As the President Calderon continues his iron fisted war against drugs,the violence in Mexico grows bolder and more grotesque by the day. Last week in Ciudad Juarez, the corpses of seven men, each shot multiple times, strangled and tortured, were lined up against a garden hedge at a primary school. The killers left poster-size signs. Soon after the bodies were discovered, the local police frequency was commandeered and narco corridos, songs in praise of cartels, were broadcast on police radios.

It is said, Calderon’s war against the cartels, is making progress. His crackdown, arrests, and extradition of cartel leaders has created chaos and destabilization amongst the remaining cartel ranks, which in turn is leading to extreme violence across the nation. Many people, including the American government, would like to believe this terrorism is a sign of the cartels weakening state, claiming the extreme violence only proves the cartels no longer have other forms of power.

This is psychological warfare. Although Mexico is no stranger to violence, this is new; this is terrifying, there is no way to simply get used to these horrific acts. These acts, along with the crimes committed against innocent civilians, are showing exactly what these cartels are capable of: Death and Destruction.
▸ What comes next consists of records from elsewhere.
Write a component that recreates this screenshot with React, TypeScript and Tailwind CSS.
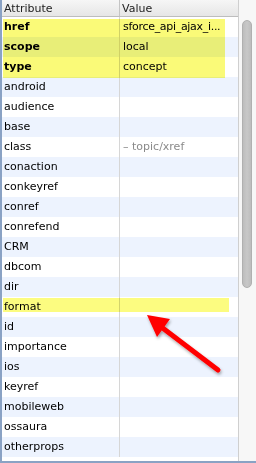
import React from "react";

type Row = { name: string; value?: string; bold?: boolean; muted?: boolean };

const rows: Row[] = [
  { name: "href", value: "sforce_api_ajax_i...", bold: true },
  { name: "scope", value: "local", bold: true },
  { name: "type", value: "concept", bold: true },
  { name: "android" },
  { name: "audience" },
  { name: "base" },
  { name: "class", value: "– topic/xref", muted: true },
  { name: "conaction" },
  { name: "conkeyref" },
  { name: "conref" },
  { name: "conrefend" },
  { name: "CRM" },
  { name: "dbcom" },
  { name: "dir" },
  { name: "format" },
  { name: "id" },
  { name: "importance" },
  { name: "ios" },
  { name: "keyref" },
  { name: "mobileweb" },
  { name: "ossaura" },
  { name: "otherprops" },
];

export default function App() {
  return (
    <div
      className="relative w-[256px] h-[463px] overflow-hidden bg-white border-l-2 border-b-2 border-[#8aa2c4] flex flex-col text-[11px] text-black"
      style={{ fontFamily: '"DejaVu Sans", sans-serif' }}
    >
      <div className="flex flex-1 min-h-0">
        <div className="w-[236px] flex flex-col">
          <div className="h-[17px] flex items-center bg-gradient-to-b from-[#f6f6f6] to-[#e6e6e6] border-b border-[#bdbdbd] text-[#222] leading-none">
            <div className="w-[118px] h-full flex items-center pl-[2px] border-r border-[#c4c4c4]">Attribute</div>
            <div className="flex-1 pl-[2px]">Value</div>
          </div>
          {rows.map((r, i) => (
            <div
              key={r.name}
              className={`h-[20px] flex leading-[20px] ${i % 2 === 1 ? "bg-[#edf3fe]" : "bg-white"}`}
            >
              <div className={`w-[118px] h-full pl-[2px] border-r border-[#d6d6d6] ${r.bold ? "font-bold" : ""}`}>
                {r.name}
              </div>
              <div
                className={`flex-1 h-full pl-[3px] whitespace-nowrap overflow-hidden ${r.muted ? "text-[#8a8a8a]" : ""} ${i === 0 ? "tracking-[-0.3px]" : ""}`}
              >
                {r.value ?? ""}
              </div>
            </div>
          ))}
        </div>
        <div className="flex-1 border-l border-[#cfcfcf] bg-[#f7f7f7] flex flex-col">
          <div className="mt-[20px] ml-[3px] w-[10px] h-[268px] rounded-full bg-gradient-to-r from-[#bdbdbd] via-[#c8c8c8] to-[#bdbdbd] border border-[#b0b0b0]" />
        </div>
      </div>

      {/* highlight annotations */}
      <div className="absolute left-[1px] top-[19px] w-[222px] h-[59px] bg-[#fafa78] mix-blend-multiply" />
      <div className="absolute left-[1px] top-[298px] w-[226px] h-[14px] bg-[#fcfc80] mix-blend-multiply" />

      {/* arrow annotation */}
      <svg className="absolute left-0 top-0" width="256" height="463" viewBox="0 0 256 463">
        <defs>
          <filter id="sh" x="-20%" y="-20%" width="140%" height="140%">
            <feDropShadow dx="1" dy="2" stdDeviation="1.5" floodColor="#000" floodOpacity="0.35" />
          </filter>
        </defs>
        <g filter="url(#sh)">
          <line x1="216" y1="370" x2="158" y2="326" stroke="#ff0000" strokeWidth="5" strokeLinecap="round" />
          <polygon points="145,315 168,319 155,337" fill="#ff0000" />
        </g>
      </svg>
    </div>
  );
}
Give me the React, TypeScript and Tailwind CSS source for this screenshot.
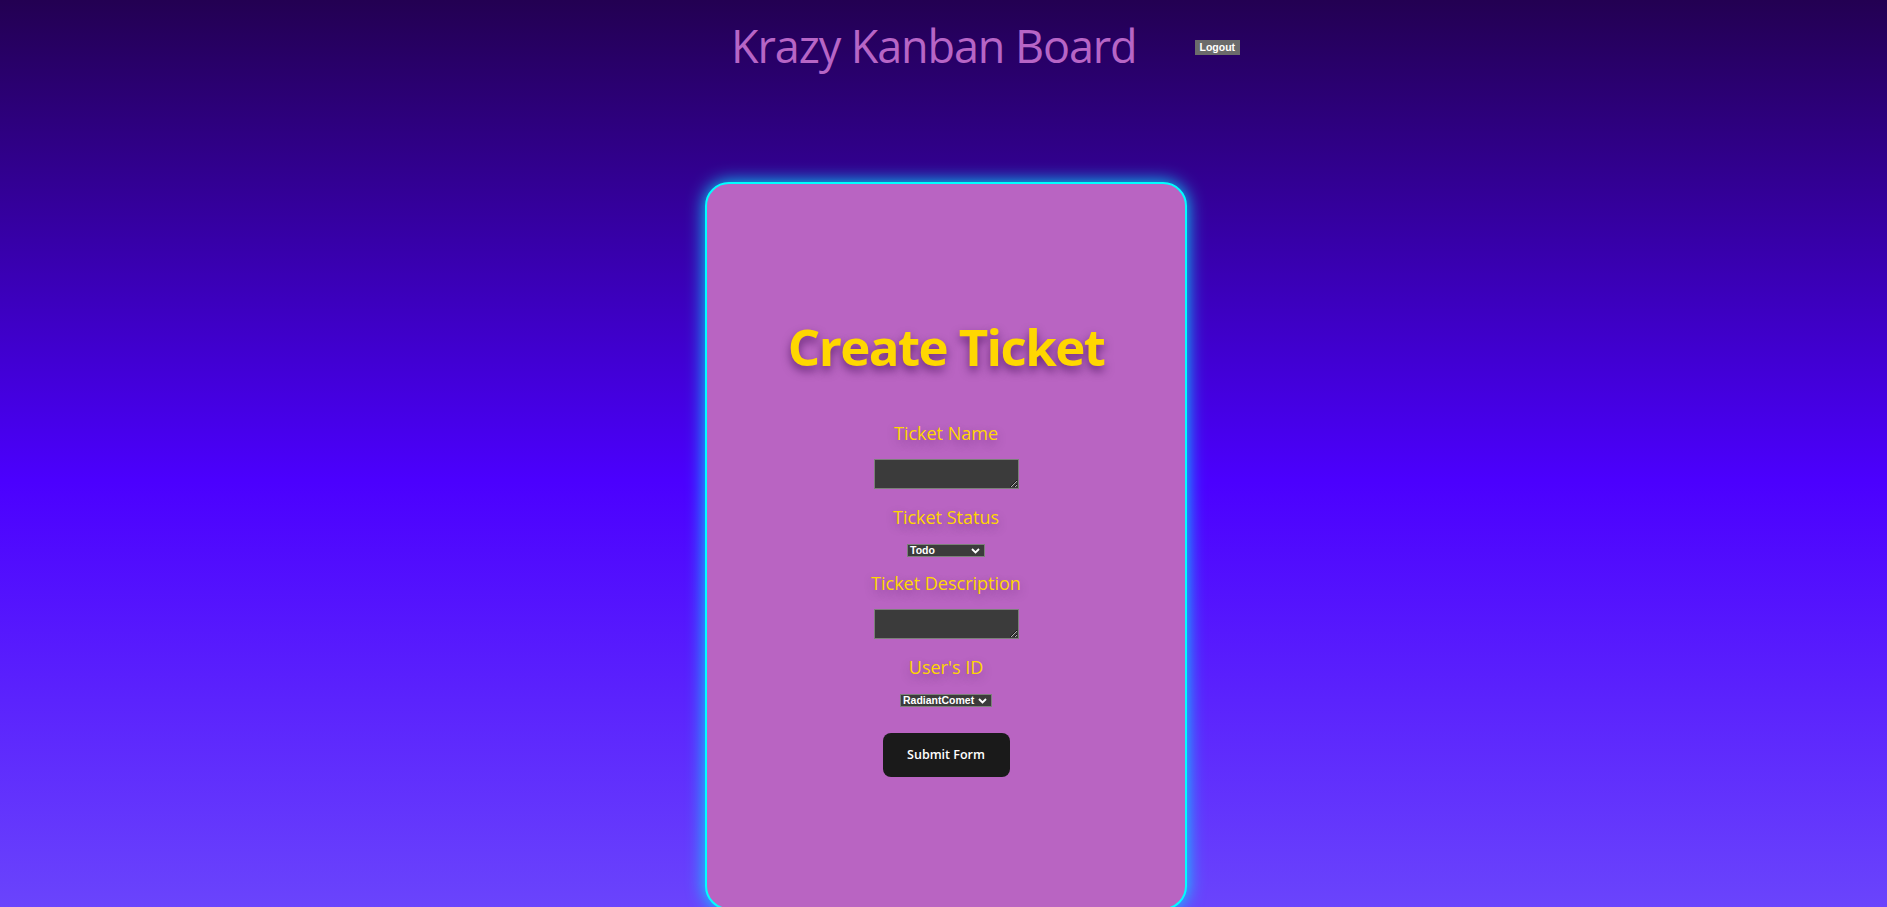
import React from "react";

function Chevron() {
  return (
    <svg width="9" height="6" viewBox="0 0 9 6" className="shrink-0">
      <path d="M1 1 L4.5 4.5 L8 1" fill="none" stroke="#ffffff" strokeWidth="1.8" />
    </svg>
  );
}

function FakeSelect({ value, width }: { value: string; width: string }) {
  return (
    <div
      className={`${width} h-[13px] bg-[#3b3b3b] border border-[#7b8079] flex items-center justify-between pl-[2px] pr-[4px] text-white text-[10.5px] leading-[11px] font-bold font-['Liberation_Sans',Arial,sans-serif]`}
    >
      <span>{value}</span>
      <Chevron />
    </div>
  );
}

export default function App() {
  const labelCls =
    "text-[#ffd700] text-[18px] leading-[22px] font-['Open_Sans',sans-serif] [text-shadow:0_4px_10px_rgba(60,0,80,0.35)]";
  return (
    <div className="h-[907px] overflow-hidden bg-[linear-gradient(180deg,#230052_0%,#4b00fe_53%,#6a44fc_100%)] font-['Open_Sans',sans-serif]">
      <header className="h-[94px] flex items-center pl-[731px]">
        <h1 className="-mt-[2px] text-[45px] leading-[48px] tracking-[-1.1px] font-medium text-[#b765c6] font-['Open_Sans',sans-serif]">
          Krazy Kanban Board
        </h1>
        <button className="ml-[58px] h-[15px] px-[5px] bg-[#6b6b6b] text-white text-[10.5px] leading-[13px] font-bold font-['Liberation_Sans',Arial,sans-serif]">
          Logout
        </button>
      </header>
      <main className="mt-[88px] flex justify-center pl-[5px]">
        <div className="w-[482px] h-[728px] shrink-0 rounded-[24px] border-2 border-[#00ffff] bg-[#b964c2] shadow-[0_0_18px_#00e5ff] flex flex-col items-center pt-[134px]">
          <h2 className="text-[51px] leading-[56px] font-bold tracking-[-1.6px] text-[#ffd700] [text-shadow:0_5px_10px_rgba(50,0,70,0.6)]">
            Create Ticket
          </h2>
          <label className={`${labelCls} mt-[48px]`}>Ticket Name</label>
          <textarea className="mt-[15px] w-[145px] h-[30px] bg-[#3b3b3b] border border-[#7b8079] block" />
          <label className={`${labelCls} mt-[17px]`}>Ticket Status</label>
          <div className="mt-[16px]">
            <FakeSelect value="Todo" width="w-[78px]" />
          </div>
          <label className={`${labelCls} mt-[15px]`}>Ticket Description</label>
          <textarea className="mt-[15px] w-[145px] h-[30px] bg-[#3b3b3b] border border-[#7b8079] block" />
          <label className={`${labelCls} mt-[17px]`}>User&apos;s ID</label>
          <div className="mt-[16px]">
            <FakeSelect value="RadiantComet" width="w-[92px]" />
          </div>
          <button className="mt-[26px] w-[127px] h-[44px] rounded-[8px] bg-[#1a1a1a] text-white text-[12.5px] font-semibold">
            Submit Form
          </button>
        </div>
      </main>
    </div>
  );
}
I am not consoled by quotes that these violent, inhumane acts, prove cartels are weakening. I am not consoled by the destabilization, as their loss of stability only increases the possibilities of my losses; the loss of my wife, children, loved one, or friends due to another violently grotesque drug war fueled attack.

“It is three-dimensional chess,where an amazingly lucrative drug trade fuels this brutality, that serves multiple functions — for payback, for revenge, to send messages, to scare the hell out of the public and, of course, to win. Remember, these guys will do anything to win.”